* start Data lines *

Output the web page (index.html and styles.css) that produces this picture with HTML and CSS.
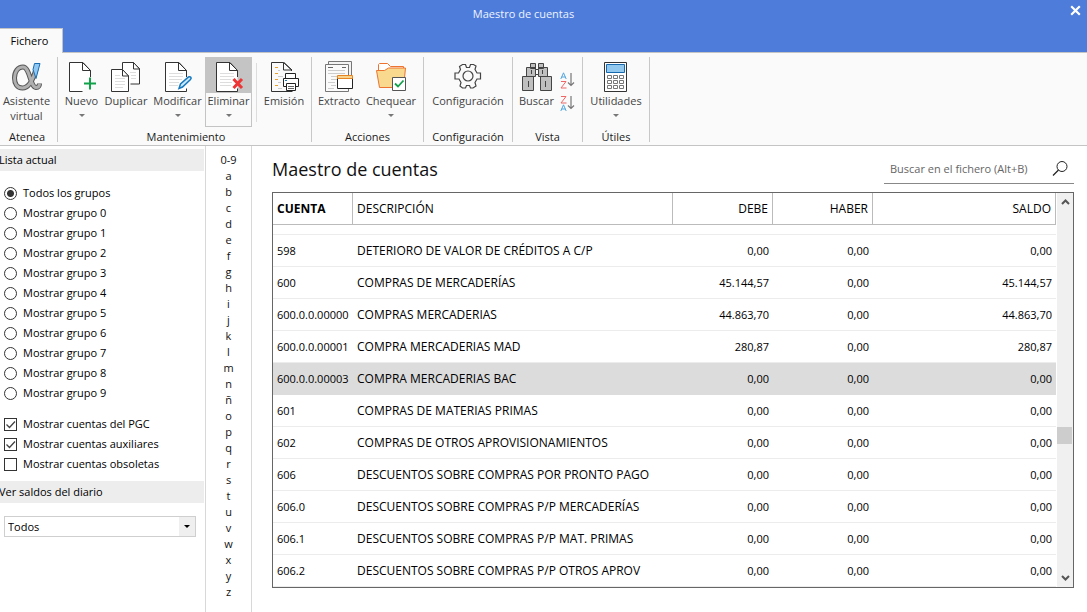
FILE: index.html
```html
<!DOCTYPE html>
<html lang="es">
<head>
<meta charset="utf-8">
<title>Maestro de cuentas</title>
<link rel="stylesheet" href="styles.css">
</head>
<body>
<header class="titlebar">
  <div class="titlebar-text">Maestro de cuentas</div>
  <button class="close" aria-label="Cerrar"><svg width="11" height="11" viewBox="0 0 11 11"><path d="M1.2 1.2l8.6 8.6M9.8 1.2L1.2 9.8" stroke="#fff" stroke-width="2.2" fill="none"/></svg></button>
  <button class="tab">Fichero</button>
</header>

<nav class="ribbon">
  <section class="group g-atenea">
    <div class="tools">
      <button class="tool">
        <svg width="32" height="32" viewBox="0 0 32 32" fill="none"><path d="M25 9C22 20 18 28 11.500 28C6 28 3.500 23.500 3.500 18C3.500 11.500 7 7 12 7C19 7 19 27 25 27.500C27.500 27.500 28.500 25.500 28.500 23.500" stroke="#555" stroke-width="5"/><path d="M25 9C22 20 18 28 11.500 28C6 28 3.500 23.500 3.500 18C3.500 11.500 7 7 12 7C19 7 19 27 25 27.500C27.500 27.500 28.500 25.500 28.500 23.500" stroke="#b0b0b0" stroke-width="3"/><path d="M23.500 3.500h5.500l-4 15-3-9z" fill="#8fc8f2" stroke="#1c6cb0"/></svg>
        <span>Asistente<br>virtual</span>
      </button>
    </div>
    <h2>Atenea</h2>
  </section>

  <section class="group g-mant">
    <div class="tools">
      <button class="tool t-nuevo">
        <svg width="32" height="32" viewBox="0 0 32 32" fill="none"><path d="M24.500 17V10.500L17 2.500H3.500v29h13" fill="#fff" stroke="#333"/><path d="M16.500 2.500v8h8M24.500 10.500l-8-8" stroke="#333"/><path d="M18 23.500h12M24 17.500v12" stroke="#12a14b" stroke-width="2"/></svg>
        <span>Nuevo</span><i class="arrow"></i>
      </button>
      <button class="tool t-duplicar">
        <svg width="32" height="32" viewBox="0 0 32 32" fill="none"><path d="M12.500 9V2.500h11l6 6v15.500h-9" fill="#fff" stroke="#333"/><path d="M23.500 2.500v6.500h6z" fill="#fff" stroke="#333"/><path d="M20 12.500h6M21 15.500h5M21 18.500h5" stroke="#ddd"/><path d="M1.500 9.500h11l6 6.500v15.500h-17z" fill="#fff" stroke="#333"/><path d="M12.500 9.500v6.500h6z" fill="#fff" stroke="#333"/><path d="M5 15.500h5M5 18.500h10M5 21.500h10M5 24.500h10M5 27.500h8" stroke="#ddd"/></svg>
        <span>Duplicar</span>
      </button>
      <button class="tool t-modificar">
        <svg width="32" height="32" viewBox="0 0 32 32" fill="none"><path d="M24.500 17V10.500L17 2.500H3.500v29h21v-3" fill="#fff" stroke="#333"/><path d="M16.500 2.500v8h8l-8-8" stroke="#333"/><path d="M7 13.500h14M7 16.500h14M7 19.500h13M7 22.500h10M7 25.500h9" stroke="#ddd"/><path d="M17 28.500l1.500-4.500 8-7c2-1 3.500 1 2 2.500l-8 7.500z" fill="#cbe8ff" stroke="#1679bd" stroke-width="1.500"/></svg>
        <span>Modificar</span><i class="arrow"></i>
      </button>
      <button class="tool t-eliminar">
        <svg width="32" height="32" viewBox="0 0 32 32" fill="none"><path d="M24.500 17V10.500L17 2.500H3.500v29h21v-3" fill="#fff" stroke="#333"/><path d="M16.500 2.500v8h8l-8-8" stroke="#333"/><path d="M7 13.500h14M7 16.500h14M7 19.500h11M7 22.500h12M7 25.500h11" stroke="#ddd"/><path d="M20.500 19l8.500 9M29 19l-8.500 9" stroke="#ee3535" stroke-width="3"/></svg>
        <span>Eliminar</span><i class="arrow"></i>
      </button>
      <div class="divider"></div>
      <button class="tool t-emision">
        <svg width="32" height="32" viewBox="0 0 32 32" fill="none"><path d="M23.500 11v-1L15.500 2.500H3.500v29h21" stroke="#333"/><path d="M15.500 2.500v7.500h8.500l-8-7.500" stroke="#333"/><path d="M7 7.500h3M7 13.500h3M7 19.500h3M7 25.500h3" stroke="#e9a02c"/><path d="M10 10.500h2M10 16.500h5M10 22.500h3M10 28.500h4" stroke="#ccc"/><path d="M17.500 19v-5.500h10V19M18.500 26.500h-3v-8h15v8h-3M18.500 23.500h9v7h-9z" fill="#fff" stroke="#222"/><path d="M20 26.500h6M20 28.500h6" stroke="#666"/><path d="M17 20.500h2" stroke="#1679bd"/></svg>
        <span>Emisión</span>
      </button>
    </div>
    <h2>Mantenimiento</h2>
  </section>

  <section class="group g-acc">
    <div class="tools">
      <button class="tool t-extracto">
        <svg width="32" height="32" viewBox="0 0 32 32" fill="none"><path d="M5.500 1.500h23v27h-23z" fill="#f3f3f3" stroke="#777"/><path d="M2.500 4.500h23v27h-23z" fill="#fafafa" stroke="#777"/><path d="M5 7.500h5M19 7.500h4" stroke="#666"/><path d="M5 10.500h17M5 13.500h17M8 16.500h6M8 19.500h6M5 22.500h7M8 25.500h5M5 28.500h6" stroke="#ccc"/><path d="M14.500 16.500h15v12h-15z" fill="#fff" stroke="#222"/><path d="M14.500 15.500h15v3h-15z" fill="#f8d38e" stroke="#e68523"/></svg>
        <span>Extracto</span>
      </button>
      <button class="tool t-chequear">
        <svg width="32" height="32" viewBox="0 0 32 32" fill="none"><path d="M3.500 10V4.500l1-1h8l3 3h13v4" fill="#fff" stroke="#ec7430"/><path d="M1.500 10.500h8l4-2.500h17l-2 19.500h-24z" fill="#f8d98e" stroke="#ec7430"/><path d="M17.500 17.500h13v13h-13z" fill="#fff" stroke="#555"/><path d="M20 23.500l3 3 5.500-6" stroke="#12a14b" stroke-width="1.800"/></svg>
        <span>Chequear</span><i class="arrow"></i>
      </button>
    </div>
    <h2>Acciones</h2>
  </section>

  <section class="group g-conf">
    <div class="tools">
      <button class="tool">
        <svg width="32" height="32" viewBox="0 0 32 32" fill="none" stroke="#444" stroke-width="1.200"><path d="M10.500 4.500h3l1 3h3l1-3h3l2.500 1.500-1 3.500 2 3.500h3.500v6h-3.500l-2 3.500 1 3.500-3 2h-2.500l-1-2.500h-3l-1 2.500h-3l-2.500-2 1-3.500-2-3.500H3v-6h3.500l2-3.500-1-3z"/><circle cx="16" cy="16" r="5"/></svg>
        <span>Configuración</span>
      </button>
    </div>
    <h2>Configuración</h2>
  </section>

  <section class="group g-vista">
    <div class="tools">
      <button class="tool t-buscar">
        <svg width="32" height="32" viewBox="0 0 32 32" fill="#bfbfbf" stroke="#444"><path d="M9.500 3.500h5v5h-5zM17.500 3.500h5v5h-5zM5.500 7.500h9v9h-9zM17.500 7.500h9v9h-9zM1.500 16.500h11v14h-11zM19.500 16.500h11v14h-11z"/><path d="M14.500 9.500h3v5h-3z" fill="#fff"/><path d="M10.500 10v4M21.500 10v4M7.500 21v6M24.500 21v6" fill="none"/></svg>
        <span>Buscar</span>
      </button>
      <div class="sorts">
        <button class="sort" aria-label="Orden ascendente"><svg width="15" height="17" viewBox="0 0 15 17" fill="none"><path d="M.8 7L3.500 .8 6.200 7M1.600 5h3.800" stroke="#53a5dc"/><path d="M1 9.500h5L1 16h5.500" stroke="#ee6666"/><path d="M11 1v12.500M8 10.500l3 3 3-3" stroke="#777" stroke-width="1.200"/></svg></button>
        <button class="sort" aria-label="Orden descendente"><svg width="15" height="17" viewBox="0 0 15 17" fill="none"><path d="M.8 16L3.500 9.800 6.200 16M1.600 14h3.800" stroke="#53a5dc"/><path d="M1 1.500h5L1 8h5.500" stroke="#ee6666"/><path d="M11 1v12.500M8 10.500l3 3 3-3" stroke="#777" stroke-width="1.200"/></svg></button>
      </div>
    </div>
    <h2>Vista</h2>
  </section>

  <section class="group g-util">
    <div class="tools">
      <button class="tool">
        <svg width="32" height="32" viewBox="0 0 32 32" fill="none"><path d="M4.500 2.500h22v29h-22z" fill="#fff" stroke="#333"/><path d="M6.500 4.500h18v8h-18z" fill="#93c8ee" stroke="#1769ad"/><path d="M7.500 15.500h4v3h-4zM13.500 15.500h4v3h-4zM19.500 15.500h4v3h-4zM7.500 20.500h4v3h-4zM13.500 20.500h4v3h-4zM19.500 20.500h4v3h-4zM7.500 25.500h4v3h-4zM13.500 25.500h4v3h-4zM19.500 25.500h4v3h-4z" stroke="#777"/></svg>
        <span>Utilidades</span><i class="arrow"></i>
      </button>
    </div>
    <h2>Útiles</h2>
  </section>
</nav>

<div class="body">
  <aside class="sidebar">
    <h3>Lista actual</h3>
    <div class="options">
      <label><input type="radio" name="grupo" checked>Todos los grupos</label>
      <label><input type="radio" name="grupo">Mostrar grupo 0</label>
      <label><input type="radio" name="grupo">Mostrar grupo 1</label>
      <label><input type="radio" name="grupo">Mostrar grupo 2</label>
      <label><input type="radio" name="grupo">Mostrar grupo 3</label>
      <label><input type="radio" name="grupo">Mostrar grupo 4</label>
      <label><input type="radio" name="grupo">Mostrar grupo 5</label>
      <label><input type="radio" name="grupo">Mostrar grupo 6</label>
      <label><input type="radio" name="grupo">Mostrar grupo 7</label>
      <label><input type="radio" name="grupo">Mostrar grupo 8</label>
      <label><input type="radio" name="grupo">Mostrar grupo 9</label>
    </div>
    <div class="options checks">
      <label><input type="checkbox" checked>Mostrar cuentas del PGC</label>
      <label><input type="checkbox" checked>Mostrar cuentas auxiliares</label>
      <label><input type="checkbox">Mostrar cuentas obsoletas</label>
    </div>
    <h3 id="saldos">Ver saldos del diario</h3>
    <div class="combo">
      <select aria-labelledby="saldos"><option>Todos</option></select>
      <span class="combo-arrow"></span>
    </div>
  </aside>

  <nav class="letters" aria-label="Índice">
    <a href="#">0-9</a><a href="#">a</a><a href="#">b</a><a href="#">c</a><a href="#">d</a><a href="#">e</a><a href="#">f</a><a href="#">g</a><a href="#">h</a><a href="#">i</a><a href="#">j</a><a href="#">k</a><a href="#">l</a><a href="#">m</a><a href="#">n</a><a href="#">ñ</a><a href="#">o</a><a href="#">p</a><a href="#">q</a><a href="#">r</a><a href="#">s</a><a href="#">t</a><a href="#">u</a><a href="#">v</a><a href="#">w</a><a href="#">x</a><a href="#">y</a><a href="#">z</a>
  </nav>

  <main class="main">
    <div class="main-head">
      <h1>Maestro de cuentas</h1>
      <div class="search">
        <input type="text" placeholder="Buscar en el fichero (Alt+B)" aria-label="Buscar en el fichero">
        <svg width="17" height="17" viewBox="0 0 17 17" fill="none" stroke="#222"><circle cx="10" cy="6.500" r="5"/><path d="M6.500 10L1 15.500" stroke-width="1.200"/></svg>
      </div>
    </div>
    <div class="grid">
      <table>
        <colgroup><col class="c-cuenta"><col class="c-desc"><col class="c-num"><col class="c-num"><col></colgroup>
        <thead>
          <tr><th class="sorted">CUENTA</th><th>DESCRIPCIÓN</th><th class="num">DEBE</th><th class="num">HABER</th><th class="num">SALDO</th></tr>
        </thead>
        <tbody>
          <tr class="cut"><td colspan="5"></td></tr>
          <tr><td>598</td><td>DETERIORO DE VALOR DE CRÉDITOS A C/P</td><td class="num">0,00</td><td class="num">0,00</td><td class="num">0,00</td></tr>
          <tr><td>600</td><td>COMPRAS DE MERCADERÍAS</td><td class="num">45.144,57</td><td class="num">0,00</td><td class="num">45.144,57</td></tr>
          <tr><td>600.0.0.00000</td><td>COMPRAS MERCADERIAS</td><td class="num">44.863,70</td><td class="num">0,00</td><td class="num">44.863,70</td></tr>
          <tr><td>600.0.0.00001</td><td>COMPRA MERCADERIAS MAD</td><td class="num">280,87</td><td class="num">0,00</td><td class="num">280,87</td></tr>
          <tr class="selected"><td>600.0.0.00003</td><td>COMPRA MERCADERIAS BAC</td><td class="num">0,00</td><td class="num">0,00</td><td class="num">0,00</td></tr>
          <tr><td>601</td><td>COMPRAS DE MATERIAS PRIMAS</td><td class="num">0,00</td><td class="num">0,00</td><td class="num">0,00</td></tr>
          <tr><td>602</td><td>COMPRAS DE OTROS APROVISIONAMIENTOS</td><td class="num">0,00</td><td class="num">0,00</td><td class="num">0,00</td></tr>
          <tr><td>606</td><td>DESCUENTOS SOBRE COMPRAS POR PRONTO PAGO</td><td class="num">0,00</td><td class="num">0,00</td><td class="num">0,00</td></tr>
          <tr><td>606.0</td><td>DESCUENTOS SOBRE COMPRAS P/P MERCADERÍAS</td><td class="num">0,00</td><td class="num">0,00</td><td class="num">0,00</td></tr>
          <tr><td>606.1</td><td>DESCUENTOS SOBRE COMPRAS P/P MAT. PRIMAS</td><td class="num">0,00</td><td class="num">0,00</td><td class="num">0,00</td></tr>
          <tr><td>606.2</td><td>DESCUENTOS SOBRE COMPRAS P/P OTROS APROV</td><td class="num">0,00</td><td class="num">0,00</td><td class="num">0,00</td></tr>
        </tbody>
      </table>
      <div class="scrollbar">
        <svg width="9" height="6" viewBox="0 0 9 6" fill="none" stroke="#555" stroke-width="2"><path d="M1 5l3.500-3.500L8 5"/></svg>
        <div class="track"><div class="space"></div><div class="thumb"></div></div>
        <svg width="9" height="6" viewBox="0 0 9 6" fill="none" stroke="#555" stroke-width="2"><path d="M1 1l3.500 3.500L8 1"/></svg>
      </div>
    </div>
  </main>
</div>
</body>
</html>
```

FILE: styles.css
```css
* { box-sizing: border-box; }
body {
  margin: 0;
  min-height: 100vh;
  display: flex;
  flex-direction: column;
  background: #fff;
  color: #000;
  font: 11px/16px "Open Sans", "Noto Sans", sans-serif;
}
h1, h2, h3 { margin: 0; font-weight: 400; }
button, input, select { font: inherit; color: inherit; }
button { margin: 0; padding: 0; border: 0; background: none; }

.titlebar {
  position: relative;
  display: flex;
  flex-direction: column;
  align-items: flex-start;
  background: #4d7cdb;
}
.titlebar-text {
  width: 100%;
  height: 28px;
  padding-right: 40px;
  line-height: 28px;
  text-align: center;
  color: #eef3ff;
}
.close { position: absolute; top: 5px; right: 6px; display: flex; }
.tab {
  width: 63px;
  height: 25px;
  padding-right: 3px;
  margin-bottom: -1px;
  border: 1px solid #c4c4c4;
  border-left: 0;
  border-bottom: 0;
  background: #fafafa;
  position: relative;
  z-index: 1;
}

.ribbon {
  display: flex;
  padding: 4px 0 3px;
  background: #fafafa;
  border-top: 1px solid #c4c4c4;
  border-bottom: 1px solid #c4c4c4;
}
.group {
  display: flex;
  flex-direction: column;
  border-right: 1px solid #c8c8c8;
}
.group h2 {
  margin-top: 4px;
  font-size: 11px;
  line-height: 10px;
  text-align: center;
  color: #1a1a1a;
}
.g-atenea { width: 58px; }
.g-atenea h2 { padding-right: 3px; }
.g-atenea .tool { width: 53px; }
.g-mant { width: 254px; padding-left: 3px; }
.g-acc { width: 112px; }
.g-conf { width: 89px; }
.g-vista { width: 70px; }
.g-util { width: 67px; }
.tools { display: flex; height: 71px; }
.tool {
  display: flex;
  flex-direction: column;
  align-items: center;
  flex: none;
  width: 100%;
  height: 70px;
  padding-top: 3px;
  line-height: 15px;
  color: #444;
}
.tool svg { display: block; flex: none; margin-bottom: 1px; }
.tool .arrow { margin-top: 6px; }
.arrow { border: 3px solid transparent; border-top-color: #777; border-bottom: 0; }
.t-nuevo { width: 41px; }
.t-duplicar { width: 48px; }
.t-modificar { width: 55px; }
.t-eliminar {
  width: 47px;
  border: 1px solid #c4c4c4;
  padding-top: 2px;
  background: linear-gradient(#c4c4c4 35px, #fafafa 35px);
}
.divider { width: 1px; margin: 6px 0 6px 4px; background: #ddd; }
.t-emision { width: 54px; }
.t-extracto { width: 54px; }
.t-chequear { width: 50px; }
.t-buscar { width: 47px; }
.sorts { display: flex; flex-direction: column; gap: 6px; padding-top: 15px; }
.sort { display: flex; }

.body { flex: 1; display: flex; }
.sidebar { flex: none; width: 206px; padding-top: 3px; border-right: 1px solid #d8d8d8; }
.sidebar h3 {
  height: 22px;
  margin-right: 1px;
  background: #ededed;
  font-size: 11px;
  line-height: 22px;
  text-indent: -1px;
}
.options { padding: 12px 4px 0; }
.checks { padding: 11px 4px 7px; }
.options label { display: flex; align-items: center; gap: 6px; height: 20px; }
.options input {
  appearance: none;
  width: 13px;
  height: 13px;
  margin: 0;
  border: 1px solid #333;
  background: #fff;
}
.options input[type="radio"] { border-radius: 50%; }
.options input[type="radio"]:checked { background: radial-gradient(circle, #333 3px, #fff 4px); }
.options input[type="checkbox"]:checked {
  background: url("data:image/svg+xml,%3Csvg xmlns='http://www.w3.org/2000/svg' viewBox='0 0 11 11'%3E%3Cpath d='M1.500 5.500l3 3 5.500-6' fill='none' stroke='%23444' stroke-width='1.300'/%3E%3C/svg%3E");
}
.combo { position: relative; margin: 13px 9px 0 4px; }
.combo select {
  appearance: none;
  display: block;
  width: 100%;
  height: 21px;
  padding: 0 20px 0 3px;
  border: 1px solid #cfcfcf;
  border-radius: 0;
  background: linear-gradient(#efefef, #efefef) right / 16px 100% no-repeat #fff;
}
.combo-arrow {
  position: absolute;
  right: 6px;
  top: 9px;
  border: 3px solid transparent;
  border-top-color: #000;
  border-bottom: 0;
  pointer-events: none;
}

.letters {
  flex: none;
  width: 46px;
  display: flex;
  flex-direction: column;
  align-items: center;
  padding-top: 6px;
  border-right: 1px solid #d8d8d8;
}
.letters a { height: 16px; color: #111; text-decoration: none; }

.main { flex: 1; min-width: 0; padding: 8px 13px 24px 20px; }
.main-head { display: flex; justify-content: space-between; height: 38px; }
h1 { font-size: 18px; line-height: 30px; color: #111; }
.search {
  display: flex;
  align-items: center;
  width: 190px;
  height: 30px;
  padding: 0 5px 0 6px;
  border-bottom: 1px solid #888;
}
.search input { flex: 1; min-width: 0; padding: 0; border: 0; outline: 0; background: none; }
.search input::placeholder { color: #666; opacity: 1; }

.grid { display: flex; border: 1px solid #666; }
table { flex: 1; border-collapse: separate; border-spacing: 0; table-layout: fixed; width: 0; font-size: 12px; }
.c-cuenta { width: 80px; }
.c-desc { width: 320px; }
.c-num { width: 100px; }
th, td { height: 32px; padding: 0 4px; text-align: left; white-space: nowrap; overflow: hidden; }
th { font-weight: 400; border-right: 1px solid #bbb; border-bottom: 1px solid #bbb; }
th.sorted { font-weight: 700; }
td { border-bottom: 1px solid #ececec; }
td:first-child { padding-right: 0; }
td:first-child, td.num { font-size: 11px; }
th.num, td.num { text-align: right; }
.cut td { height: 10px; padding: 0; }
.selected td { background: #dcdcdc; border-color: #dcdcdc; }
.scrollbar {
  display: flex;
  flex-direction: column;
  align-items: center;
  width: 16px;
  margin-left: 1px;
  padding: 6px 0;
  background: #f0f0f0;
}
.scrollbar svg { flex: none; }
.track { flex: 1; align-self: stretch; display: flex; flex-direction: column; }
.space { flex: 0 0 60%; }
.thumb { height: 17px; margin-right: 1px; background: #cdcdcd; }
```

* end Data lines *

What the task asks: Pick out each line that holds the string "index".

Correct response:
Output the web page (index.html and styles.css) that produces this picture with HTML and CSS.
FILE: index.html
  z-index: 1;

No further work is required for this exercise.